A comparison is obvious, but it sounds inconsistent. Unlike the chief physician, head cook or chief editor, who are managers (male and female) with authority over employees, chief conductors do not have to consider themselves supervisors, although the history of conductors has been filled with enough commanders, dictators, autocrats and even despots until now. The chief conductor – increasingly also female in recent years – is the “artistic director” of a collective body that must work on an extremely complex production of symphonic music, which can only be achieved in individualized experimental phases. The conductor tries out, guides and coordinates the processes of finding the right musical sound and giving it meaning. And if the “ordinary” conductor already conjures up the myth of the maestro, the “chief conductor” seems even more to dwell on the Olympus of mythical idealization.

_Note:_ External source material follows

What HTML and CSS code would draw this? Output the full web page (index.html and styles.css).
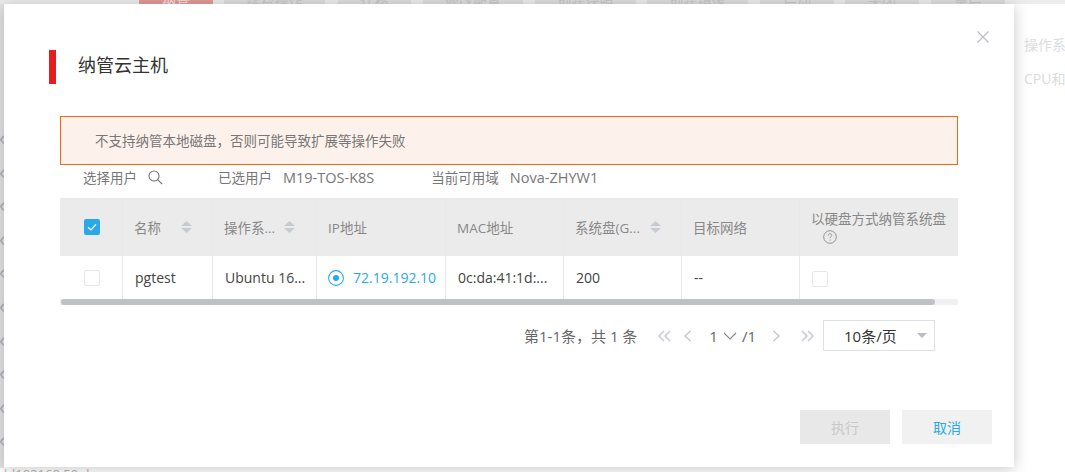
FILE: index.html
```html
<!DOCTYPE html>
<html lang="zh-CN">
<head>
<meta charset="utf-8">
<title>纳管云主机</title>
<link rel="stylesheet" href="styles.css">
</head>
<body>
<div class="page">
  <div class="bg-toolbar">
    <span class="bg-btn bg-red w74">纳管</span>
    <span class="bg-btn w101">续费操作</span>
    <span class="bg-btn w73 ml2">迁移</span>
    <span class="bg-btn w100 ml1">修改配置</span>
    <span class="bg-btn w101 ml1">创建快照</span>
    <span class="bg-btn w101">创建镜像</span>
    <span class="bg-btn w74 ml1">启动</span>
    <span class="bg-btn w74">关闭</span>
    <span class="bg-btn w74 ml1">重启</span>
  </div>
  <div class="bg-main">
    <div class="bg-chevrons">
      <span class="bg-chev">‹</span><span class="bg-chev">‹</span><span class="bg-chev">‹</span><span class="bg-chev">‹</span><span class="bg-chev">‹</span>
      <span class="bg-chev">‹</span><span class="bg-chev">‹</span><span class="bg-chev">‹</span><span class="bg-chev">‹</span><span class="bg-chev">‹</span>
    </div>
    <div class="bg-side">
      <div class="bg-side-line">操作系统</div>
      <div class="bg-side-line">CPU和内存</div>
    </div>
  </div>
  <div class="bg-foot">hl192168.50.d</div>

  <div class="modal">
    <svg class="close" viewBox="0 0 12 12" width="12" height="12"><path d="M.5.5l11 11M11.500.5l-11 11" fill="none" stroke="#b9bcc2" stroke-width="1.1"/></svg>

    <div class="title-row">
      <span class="title-bar"></span>
      <h2 class="title">纳管云主机</h2>
    </div>

    <div class="content">
      <div class="alert">不支持纳管本地磁盘，否则可能导致扩展等操作失败</div>

      <div class="filters">
        <span class="f-user">选择用户</span>
        <svg class="f-search" viewBox="0 0 15 15" width="15" height="15"><circle cx="6" cy="6" r="5" fill="none" stroke="#777" stroke-width="1.1"/><path d="M9.600 9.600l4.600 4.600" stroke="#777" stroke-width="1.2" fill="none"/></svg>
        <span class="f-selected">已选用户</span>
        <span class="f-value">M19-TOS-K8S</span>
        <span class="f-zone">当前可用域</span>
        <span class="f-value f-value2">Nova-ZHYW1</span>
      </div>

      <div class="table">
        <div class="cell head check-cell">
          <span class="check checked"><svg viewBox="0 0 16 16" width="16" height="16"><path d="M4 8.200l3 2.800 5-5.600" fill="none" stroke="#fff" stroke-width="1.2"/></svg></span>
        </div>
        <div class="cell head"><span class="h-name">名称</span><svg class="sort" viewBox="0 0 11 12" width="11" height="12"><path d="M5.500 0L11 5H0zM5.500 12L0 7h11z" fill="#c6cbd3"/></svg></div>
        <div class="cell head"><span>操作系...</span><svg class="sort sort-os" viewBox="0 0 11 12" width="11" height="12"><path d="M5.500 0L11 5H0zM5.500 12L0 7h11z" fill="#c6cbd3"/></svg></div>
        <div class="cell head">IP地址</div>
        <div class="cell head">MAC地址</div>
        <div class="cell head"><span>系统盘(G...</span><svg class="sort sort-disk" viewBox="0 0 11 12" width="11" height="12"><path d="M5.500 0L11 5H0zM5.500 12L0 7h11z" fill="#c6cbd3"/></svg></div>
        <div class="cell head">目标网络</div>
        <div class="cell head head-stack">
          <span>以硬盘方式纳管系统盘</span>
          <svg class="help" viewBox="0 0 14 14" width="14" height="14"><circle cx="7" cy="7" r="6.300" fill="none" stroke="#8a8a8a" stroke-width=".9"/><path d="M5.200 5.600c0-1.200.8-1.900 1.800-1.900s1.800.7 1.800 1.600c0 1.300-1.700 1.400-1.700 2.900M7.100 9.600v1" fill="none" stroke="#8a8a8a" stroke-width=".9"/></svg>
        </div>

        <div class="cell body check-cell"><span class="check"></span></div>
        <div class="cell body">pgtest</div>
        <div class="cell body">Ubuntu 16...</div>
        <div class="cell body ip">
          <svg class="radio" viewBox="0 0 16 16" width="16" height="16"><circle cx="8" cy="8" r="7.400" fill="none" stroke="#29a9e8" stroke-width="1.1"/><circle cx="8" cy="8" r="3" fill="#29a9e8"/></svg>
          <span>72.19.192.10</span>
        </div>
        <div class="cell body">0c:da:41:1d:...</div>
        <div class="cell body">200</div>
        <div class="cell body">--</div>
        <div class="cell body"><span class="check check-last"></span></div>
      </div>
      <div class="scroll"><div class="thumb"></div></div>

      <div class="pager">
        <span class="p-total">第1-1条，共 1 条</span>
        <svg class="p-ico p-first" viewBox="0 0 15 12" width="15" height="12"><path d="M7 1L2 6l5 5M13 1L8 6l5 5" fill="none" stroke="#c6cad6" stroke-width="1.5"/></svg>
        <svg class="p-ico p-prev" viewBox="0 0 9 12" width="9" height="12"><path d="M7.500 1L2 6l5.500 5" fill="none" stroke="#c6cad6" stroke-width="1.5"/></svg>
        <span class="p-num">1</span>
        <svg class="p-ico p-down" viewBox="0 0 14 8" width="14" height="8"><path d="M1 1l6 6 6-6" fill="none" stroke="#888" stroke-width="1.1"/></svg>
        <span class="p-of">/1</span>
        <svg class="p-ico p-next" viewBox="0 0 9 12" width="9" height="12"><path d="M1.500 1L7 6l-5.500 5" fill="none" stroke="#c6cad6" stroke-width="1.5"/></svg>
        <svg class="p-ico p-last" viewBox="0 0 15 12" width="15" height="12"><path d="M2 1l5 5-5 5M8 1l5 5-5 5" fill="none" stroke="#c6cad6" stroke-width="1.5"/></svg>
        <div class="p-select">
          <span>10条/页</span>
          <svg viewBox="0 0 10 5" width="10" height="5"><path d="M0 0h10L5 5z" fill="#bcbcc4"/></svg>
        </div>
      </div>
    </div>

    <div class="footer">
      <button class="btn btn-disabled">执行</button>
      <button class="btn btn-cancel">取消</button>
    </div>
  </div>
</div>
</body>
</html>
```

FILE: styles.css
```css
* { box-sizing: border-box; }
html, body { margin: 0; padding: 0; }
body {
  width: 1065px;
  height: 472px;
  overflow: hidden;
  background: #fff;
  font-family: "Open Sans", "Noto Sans CJK SC", sans-serif;
}
.page {
  position: relative;
  width: 1065px;
  height: 472px;
  overflow: hidden;
  background: #fff;
}

/* dimmed page behind the dialog */
.bg-toolbar {
  display: flex;
  gap: 11px;
  height: 4px;
  padding-left: 139px;
  background: #ececec;
  overflow: hidden;
}
.bg-btn {
  flex: none;
  height: 30px;
  margin-top: -14px;
  line-height: 30px;
  text-align: center;
  font-size: 14px;
  color: #c8c8c8;
  background: #dedede;
}
.bg-red { background: #e29a9a; color: #f5e0e0; }
.w74 { width: 74px; }
.w73 { width: 73px; }
.w100 { width: 100px; }
.w101 { width: 101px; }
.ml1 { margin-left: 1px; }
.ml2 { margin-left: 2px; }
.bg-main {
  display: flex;
  justify-content: space-between;
  height: 464px;
}
.bg-chevrons {
  display: flex;
  flex-direction: column;
  gap: 13.6px;
  padding-top: 124px;
  width: 4px;
  background: #e4e4e4;
  overflow: hidden;
}
.bg-chev {
  height: 20px;
  line-height: 20px;
  font-size: 20px;
  color: #a9b0bd;
  margin-left: -1px;
}
.bg-side {
  width: 41px;
  padding-top: 30px;
  overflow: hidden;
  white-space: nowrap;
  color: #dcdcdc;
  font-size: 14px;
}
.bg-side-line { height: 33.5px; line-height: 22px; }
.bg-foot {
  height: 4px;
  padding-left: 4px;
  font-size: 13px;
  line-height: 13px;
  color: #b4b4b4;
  background: #fff;
  overflow: hidden;
}

/* dialog */
.modal {
  position: absolute;
  left: 4px;
  top: 4px;
  width: 1010px;
  height: 463px;
  padding: 46px 22px 0 56px;
  background: #fff;
  box-shadow: 0 2px 14px rgba(0, 0, 0, .22);
}
.close {
  position: absolute;
  right: 25px;
  top: 27px;
}
.title-row {
  display: flex;
  align-items: center;
  height: 34px;
  margin-left: -11px;
}
.title-bar {
  width: 7px;
  height: 34px;
  background: #e61c1e;
}
.title {
  margin: 0 0 7px 22px;
  font-size: 18px;
  font-weight: 400;
  color: #333;
}
.content { width: 898px; }
.alert {
  height: 49px;
  margin-top: 32px;
  padding-left: 34px;
  line-height: 48px;
  font-size: 13.5px;
  color: #777;
  background: #fdf1ec;
  border: 1px solid #ee6a0c;
}
.filters {
  display: flex;
  align-items: center;
  height: 33px;
  padding: 0 0 9px 23px;
  font-size: 13.5px;
  color: #777;
}
.f-search { margin-left: 11px; }
.f-selected { margin-left: 55px; }
.f-value { margin-left: 11px; font-size: 14.5px; }
.f-zone { margin-left: 57px; }

.table {
  display: grid;
  grid-template-columns: 63px 90px 104px 129px 118px 118px 118px 158px;
  grid-template-rows: 58px 43px;
}
.cell {
  display: flex;
  align-items: center;
  border-right: 1px solid #e8e8e8;
  overflow: hidden;
  white-space: nowrap;
}
.cell:nth-child(8n) { border-right: 0; }
.head {
  padding-left: 11px;
  background: #ebebeb;
  font-size: 13.5px;
  color: #888;
}
.body {
  padding-left: 12px;
  font-size: 14px;
  color: #444;
  background: #fff;
}
.check-cell { padding-left: 24px; }
.check {
  display: block;
  width: 16px;
  height: 16px;
  border: 1px solid #e7e7ea;
  border-radius: 2px;
  background: #fff;
}
.checked {
  border: 0;
  background: #29a9e8;
}
.checked svg { display: block; }
.check-last { margin-top: 2px; }
.sort { flex: none; margin-left: 19px; }
.sort-os { margin-left: 9px; }
.sort-disk { margin-left: 10px; }
.h-name { width: 28px; }
.head-stack {
  flex-direction: column;
  align-items: flex-start;
  justify-content: center;
  gap: 2px;
  padding: 0 0 2px 11px;
}
.help { margin-left: 12px; }
.ip { color: #29a9e8; padding-left: 11px; }
.radio { flex: none; margin-right: 9px; }
.scroll {
  height: 6px;
  background: #f1f1f3;
}
.thumb {
  width: 874px;
  height: 6px;
  margin-left: 1px;
  border-radius: 3px;
  background: #bfc2c5;
}

.pager {
  display: flex;
  align-items: center;
  height: 31px;
  margin-top: 15px;
  padding-left: 464px;
  font-size: 15px;
  color: #666;
}
.p-ico { flex: none; display: block; }
.p-first { margin-left: 20px; }
.p-prev { margin-left: 11px; }
.p-num { margin-left: 17px; }
.p-down { margin-left: 5px; }
.p-of { margin-left: 5px; }
.p-next { margin-left: 16px; }
.p-last { margin-left: 19px; }
.p-select {
  display: flex;
  align-items: center;
  justify-content: space-between;
  width: 112px;
  height: 31px;
  margin-left: 8px;
  padding: 0 7px 0 20px;
  border: 1px solid #dfdfe6;
  color: #333;
}
.footer {
  display: flex;
  justify-content: flex-end;
  gap: 12px;
  margin-top: 59px;
}
.btn {
  width: 90px;
  height: 34px;
  padding: 0;
  border: 0;
  font-family: inherit;
  font-size: 14px;
}
.btn-disabled { background: #e8e8e8; color: #c9c9c9; }
.btn-cancel { background: #f1f1f1; color: #29a9e8; }
```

The Berliner Philharmoniker, like great symphony orchestras in general and music theatre as well, became what they are and what they achieve publicly based on their importance, because of the energy of all their players, to be sure, but particularly due to the charisma of their chief conductor. Being the chief conductor of an orchestra means bearing the artistic responsibility for a musical organism, but also shaping its path over a longer period of time. That requires a close relationship with the artists and the trust of the musicians, in order to give a complex institution aesthetic form and colour, rhythm and thematic definition.
As a result, musical expertise and personal authority flow into both the audience and the consciousness of the orchestra. The creative will of the chief conductor thus determines not only the shaping of the musical work being performed and the programme but also the conception of concerts and tours, soloists and guests during a season. Organizational questions also come to the chief conductor’s attention, which he clarifies with the orchestra and the director or management. Moreover, he will not ignore human problems and misunderstandings, but will try to influence the creative well-being of the musicians on the whole, since it has an indirect effect on artistic processes.
The importance and influence of the chief conductor can hardly be overestimated, because he – or she – defines the characteristic musical idiom, the artistic substance and identity of his/her orchestra. He helps to make the expressiveness and personality of an orchestra develop and thus increase its success. If his alertness of mind allows, he even personifies the present and future vision of his orchestra. He becomes the key artistic figure of the culture of a city or a country through his personal ability to communicate. It is not surprising that the chief conductor exercises power, literally represents it, so that the symbolic image of a cultural myth could evolve.
In this respect, the well-known definition of power which the Austrian writer Elias Canetti gave the conductor’s art seems entirely appropriate. In his study Crowds and Power, published in 1960, Canetti simplified and sharpened the image of the conductor. According to him, there is “no more obvious expression of power” than the performance of a conductor, since “his attention is everywhere at once” he is “omniscient”, and for the listeners in the hall he is “a leader”. For the autocrats of bygone eras of conductors, for example, Arturo Toscanini, Wilhelm Furtwängler, Leopold Stokowski, Fritz Reiner and Herbert von Karajan, Canetti’s equation “conductor equals power” may apply. The question remains open, however, what kind of power gives the conductor strength of character, what artistic sensitivity and what intellectual calibre. And how plausibly and convincingly he uses his power, with what means and for what goals.
The Berliner Philharmoniker are an excellent example of how their chief conductors and artistic directors have shaped the orchestra in its collective structure and its individual artistic character through the years since its founding in 1882, and at the same time have magically, so to speak, enhanced the public image of the orchestra. Although the orchestra musicians themselves follow an instinct: they know how to choose their conductors according to the principle of contrast, to clearly differentiate the current successor from the artistic physiognomy of his predecessor – which almost guarantees richness and variety in musical terms.
A particularly lucky coincidence of productive continuity in the Berlin Philharmonie is the long tenure of the chief conductors: Kirill Petrenko is only the seventh director in the orchestra’s 135-year history. Hans von Bülow and Arthur Nikisch laid a solid foundation for the coming years with their brilliant qualities and musical passion, despite their differences in character. Wilhelm Furtwängler made the late Romantic German symphonic tradition blossom again. As Toscanini’s heir, Herbert von Karajan emphasized a consummate, beautiful sound.
Claudio Abbado offered Berlin audiences literary-musical thematic adventures and modern composers. Sir Simon Rattle, the communicator, excitingly extended the panorama of the symphonic spectrum with exuberance. And Kirill Petrenko? Above all, he wants to make inspired music, with the greatest discipline and concentration, far removed from the curiosity of the media.
The work of conductors calls for the cliché of an imperative which audiences of symphonic rituals seem to persistently demand: let there be suggestion! fascination! rapture! magic! The myth of the conductor is definitely connected with the notion of greatness in music. “Artistic greatness is both more permanent and universal than historical greatness,” the German-American musicologist Alfred Einstein declared. The myth of the conductor has its starting point there as well.